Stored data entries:
*-*-*
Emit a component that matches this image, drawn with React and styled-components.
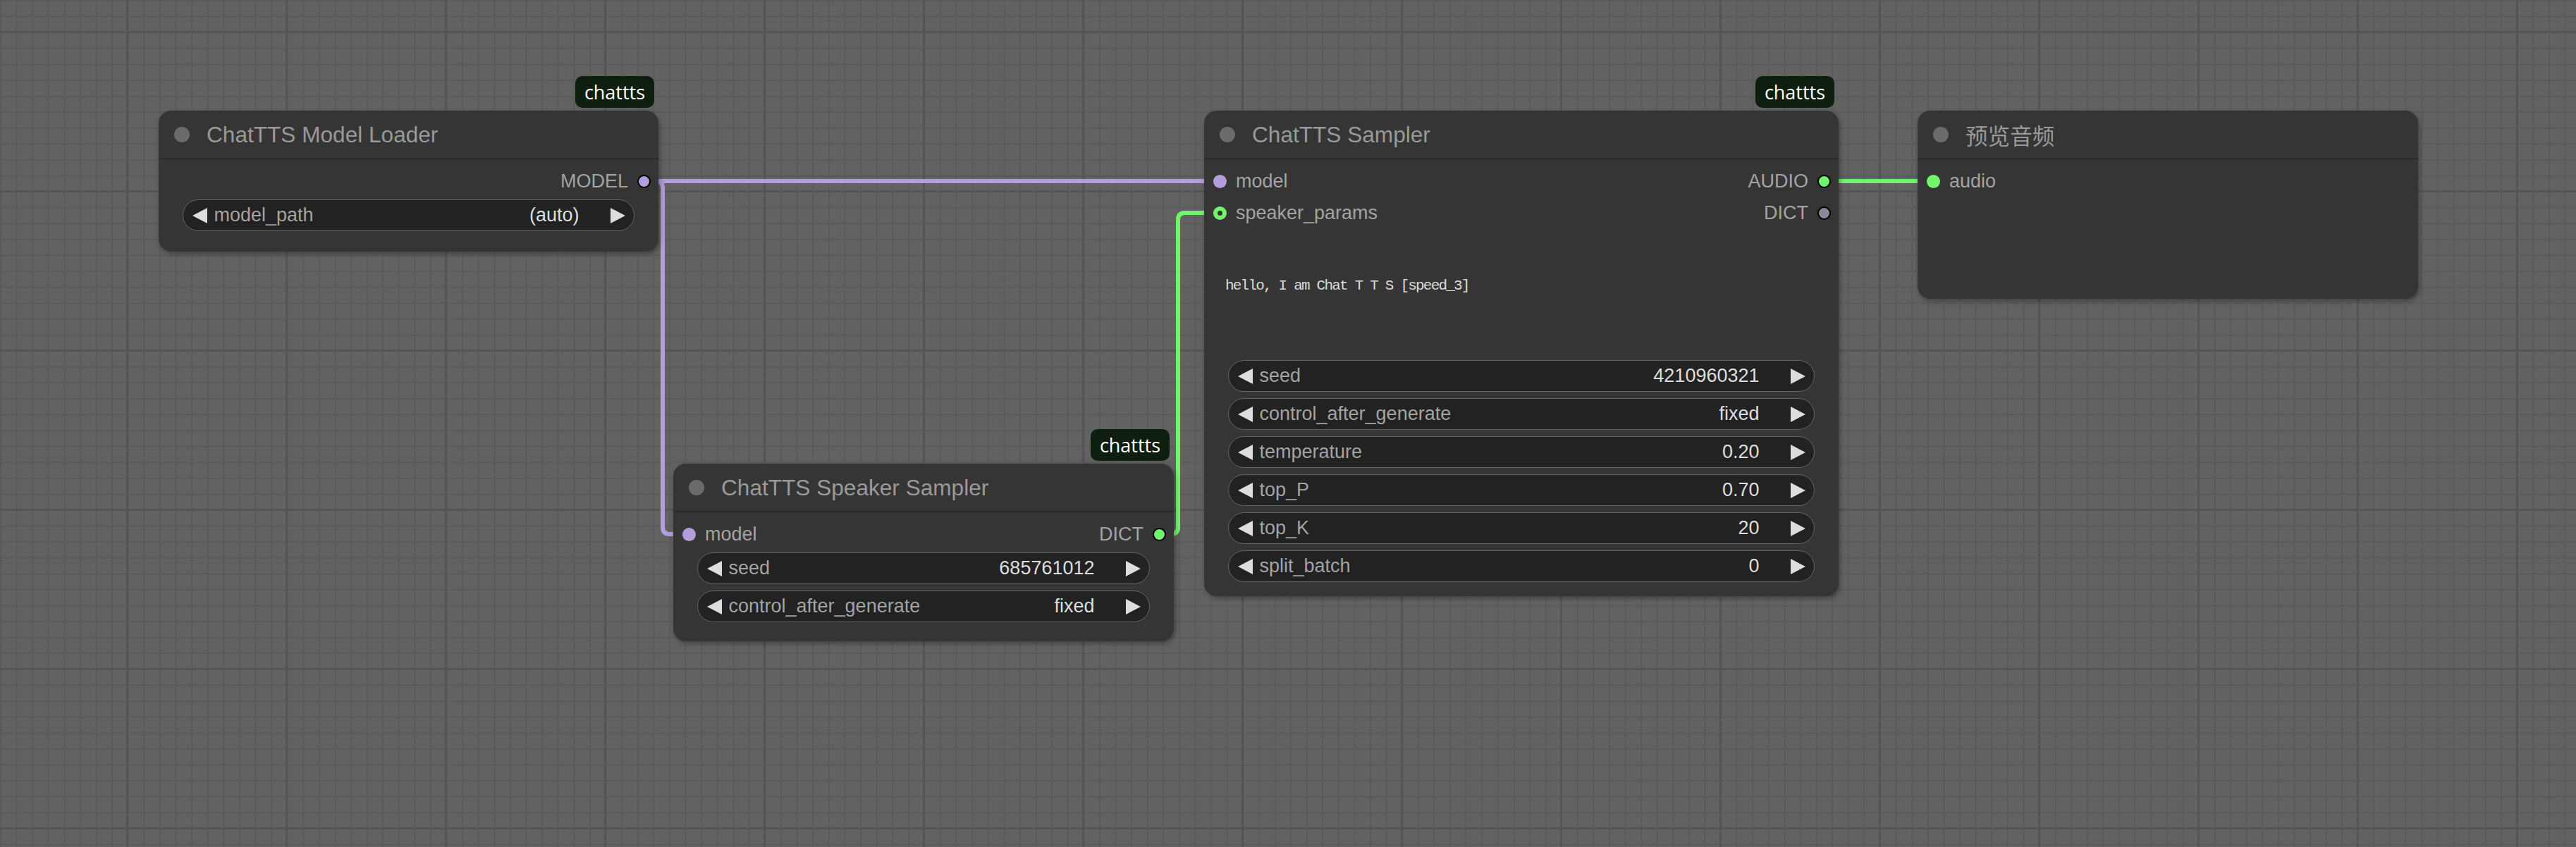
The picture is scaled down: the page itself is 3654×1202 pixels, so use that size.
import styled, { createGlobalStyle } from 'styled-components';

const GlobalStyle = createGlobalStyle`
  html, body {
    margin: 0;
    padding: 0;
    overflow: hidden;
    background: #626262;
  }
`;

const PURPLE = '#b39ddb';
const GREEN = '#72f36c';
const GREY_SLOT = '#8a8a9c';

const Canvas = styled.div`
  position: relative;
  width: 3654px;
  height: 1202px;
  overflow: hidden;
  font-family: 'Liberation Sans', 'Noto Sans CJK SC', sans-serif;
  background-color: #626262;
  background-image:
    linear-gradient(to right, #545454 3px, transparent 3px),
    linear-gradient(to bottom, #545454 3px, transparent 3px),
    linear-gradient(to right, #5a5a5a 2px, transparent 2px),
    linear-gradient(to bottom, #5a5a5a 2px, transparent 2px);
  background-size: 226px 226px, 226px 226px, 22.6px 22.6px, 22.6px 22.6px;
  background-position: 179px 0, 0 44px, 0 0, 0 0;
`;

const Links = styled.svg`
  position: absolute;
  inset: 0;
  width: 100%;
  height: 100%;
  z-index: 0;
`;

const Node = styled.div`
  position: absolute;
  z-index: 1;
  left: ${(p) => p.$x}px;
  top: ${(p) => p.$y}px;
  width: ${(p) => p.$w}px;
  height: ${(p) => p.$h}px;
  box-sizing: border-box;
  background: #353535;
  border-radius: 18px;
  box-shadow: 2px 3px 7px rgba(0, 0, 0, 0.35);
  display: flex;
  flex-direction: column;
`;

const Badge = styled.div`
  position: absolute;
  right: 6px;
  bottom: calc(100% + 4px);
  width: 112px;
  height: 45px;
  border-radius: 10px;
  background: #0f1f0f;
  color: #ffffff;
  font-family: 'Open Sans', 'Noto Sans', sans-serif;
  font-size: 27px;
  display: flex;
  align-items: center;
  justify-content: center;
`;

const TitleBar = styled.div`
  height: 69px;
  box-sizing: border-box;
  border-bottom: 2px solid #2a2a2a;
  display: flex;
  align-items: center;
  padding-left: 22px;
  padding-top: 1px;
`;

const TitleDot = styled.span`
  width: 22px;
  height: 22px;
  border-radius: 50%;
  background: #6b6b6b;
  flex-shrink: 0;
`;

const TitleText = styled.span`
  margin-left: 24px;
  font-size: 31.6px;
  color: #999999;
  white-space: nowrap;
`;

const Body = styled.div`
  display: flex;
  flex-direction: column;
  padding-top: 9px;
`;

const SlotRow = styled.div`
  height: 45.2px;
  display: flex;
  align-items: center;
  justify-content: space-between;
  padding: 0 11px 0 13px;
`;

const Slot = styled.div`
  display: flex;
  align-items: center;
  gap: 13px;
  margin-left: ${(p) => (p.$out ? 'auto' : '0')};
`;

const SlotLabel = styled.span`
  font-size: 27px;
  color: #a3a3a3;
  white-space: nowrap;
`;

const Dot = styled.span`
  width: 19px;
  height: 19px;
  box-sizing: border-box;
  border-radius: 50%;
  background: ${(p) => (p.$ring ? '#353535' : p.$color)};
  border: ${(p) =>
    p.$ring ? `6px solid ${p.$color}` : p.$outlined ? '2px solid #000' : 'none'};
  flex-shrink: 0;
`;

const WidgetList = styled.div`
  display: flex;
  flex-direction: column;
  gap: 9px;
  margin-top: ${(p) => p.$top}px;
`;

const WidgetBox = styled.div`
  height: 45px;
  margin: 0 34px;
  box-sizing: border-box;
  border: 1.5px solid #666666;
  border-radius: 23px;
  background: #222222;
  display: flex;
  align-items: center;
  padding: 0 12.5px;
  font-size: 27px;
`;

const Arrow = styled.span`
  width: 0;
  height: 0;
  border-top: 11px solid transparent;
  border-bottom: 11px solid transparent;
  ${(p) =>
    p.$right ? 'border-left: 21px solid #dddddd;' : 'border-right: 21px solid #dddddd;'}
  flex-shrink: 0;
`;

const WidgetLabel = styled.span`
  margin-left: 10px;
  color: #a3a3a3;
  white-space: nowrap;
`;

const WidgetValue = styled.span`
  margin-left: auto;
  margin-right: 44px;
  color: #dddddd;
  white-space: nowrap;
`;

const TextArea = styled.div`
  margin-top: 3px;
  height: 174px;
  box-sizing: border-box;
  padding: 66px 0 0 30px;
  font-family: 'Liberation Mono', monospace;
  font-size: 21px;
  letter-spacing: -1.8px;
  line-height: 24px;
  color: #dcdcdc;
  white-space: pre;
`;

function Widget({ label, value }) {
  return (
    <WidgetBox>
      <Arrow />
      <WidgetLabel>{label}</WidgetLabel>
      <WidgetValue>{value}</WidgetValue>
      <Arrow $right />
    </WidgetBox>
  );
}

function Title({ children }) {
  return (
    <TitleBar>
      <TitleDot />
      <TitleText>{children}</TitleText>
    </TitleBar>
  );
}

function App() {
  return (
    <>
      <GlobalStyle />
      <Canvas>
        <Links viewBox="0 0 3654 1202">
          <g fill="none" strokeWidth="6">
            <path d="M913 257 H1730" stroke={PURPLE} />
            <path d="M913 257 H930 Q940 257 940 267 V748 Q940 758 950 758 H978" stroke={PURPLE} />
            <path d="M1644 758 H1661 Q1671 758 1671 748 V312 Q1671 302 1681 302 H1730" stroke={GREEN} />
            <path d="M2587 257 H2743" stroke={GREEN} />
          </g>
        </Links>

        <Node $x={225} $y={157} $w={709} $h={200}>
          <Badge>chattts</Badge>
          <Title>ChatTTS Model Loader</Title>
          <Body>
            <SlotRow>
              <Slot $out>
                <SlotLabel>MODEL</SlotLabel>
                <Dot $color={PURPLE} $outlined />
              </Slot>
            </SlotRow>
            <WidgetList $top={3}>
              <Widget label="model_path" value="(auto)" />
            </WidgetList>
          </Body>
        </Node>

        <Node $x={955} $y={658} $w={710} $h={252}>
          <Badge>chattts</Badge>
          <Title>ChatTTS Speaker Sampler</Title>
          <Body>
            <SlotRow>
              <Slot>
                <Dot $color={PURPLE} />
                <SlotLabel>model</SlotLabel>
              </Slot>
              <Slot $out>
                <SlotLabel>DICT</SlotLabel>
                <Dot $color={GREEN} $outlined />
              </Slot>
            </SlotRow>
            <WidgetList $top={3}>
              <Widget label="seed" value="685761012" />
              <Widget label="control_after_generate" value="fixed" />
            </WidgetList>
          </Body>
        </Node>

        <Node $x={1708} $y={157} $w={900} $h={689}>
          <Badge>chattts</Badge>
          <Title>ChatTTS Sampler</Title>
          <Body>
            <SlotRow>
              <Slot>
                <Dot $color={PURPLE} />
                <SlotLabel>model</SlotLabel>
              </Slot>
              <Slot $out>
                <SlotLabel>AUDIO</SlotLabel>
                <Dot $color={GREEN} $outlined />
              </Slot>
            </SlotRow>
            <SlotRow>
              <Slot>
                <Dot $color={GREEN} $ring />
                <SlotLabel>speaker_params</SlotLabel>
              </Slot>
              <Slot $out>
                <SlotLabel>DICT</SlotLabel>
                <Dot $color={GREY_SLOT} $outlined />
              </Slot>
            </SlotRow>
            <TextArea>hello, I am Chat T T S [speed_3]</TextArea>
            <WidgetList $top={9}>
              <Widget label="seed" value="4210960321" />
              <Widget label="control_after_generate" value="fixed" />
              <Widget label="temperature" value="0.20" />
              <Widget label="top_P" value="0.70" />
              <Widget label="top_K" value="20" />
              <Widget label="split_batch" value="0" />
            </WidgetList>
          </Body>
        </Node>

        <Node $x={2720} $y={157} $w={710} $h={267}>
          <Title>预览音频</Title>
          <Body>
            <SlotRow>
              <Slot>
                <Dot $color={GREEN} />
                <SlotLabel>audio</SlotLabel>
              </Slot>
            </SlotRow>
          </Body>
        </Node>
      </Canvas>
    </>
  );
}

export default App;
*-*-*
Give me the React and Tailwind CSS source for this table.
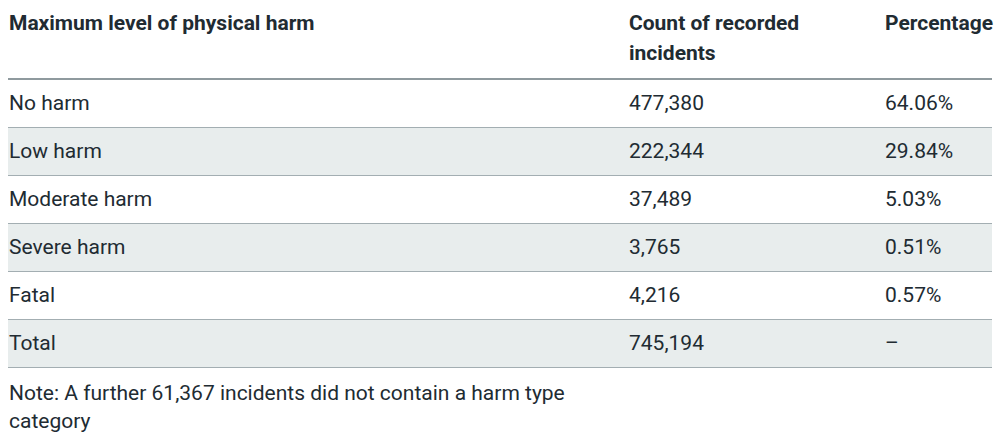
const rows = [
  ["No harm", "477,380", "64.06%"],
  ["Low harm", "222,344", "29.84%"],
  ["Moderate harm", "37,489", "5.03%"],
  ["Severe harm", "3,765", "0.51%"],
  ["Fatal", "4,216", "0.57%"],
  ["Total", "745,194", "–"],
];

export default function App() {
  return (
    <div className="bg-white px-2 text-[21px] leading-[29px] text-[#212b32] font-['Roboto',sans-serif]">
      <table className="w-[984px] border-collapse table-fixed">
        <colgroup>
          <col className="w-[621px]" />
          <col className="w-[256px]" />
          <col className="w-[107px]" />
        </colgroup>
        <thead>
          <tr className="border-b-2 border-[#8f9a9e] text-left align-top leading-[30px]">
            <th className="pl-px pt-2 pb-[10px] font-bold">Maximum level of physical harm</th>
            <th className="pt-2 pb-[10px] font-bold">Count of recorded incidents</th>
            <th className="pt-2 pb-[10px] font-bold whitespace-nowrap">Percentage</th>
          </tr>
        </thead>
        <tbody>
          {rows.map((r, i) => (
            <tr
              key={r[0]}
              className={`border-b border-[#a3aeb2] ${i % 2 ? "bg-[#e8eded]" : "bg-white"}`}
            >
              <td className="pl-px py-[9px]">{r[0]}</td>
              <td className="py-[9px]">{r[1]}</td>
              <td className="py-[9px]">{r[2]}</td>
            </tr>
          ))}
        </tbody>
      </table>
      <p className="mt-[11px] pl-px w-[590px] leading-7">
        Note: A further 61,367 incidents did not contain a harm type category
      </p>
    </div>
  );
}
*-*-*
• **Written instruction**
Wherever the string "components" appears in the entries above, list that line.

• **Result for this task**
Emit a component that matches this image, drawn with React and styled-components.
import styled, { createGlobalStyle } from 'styled-components';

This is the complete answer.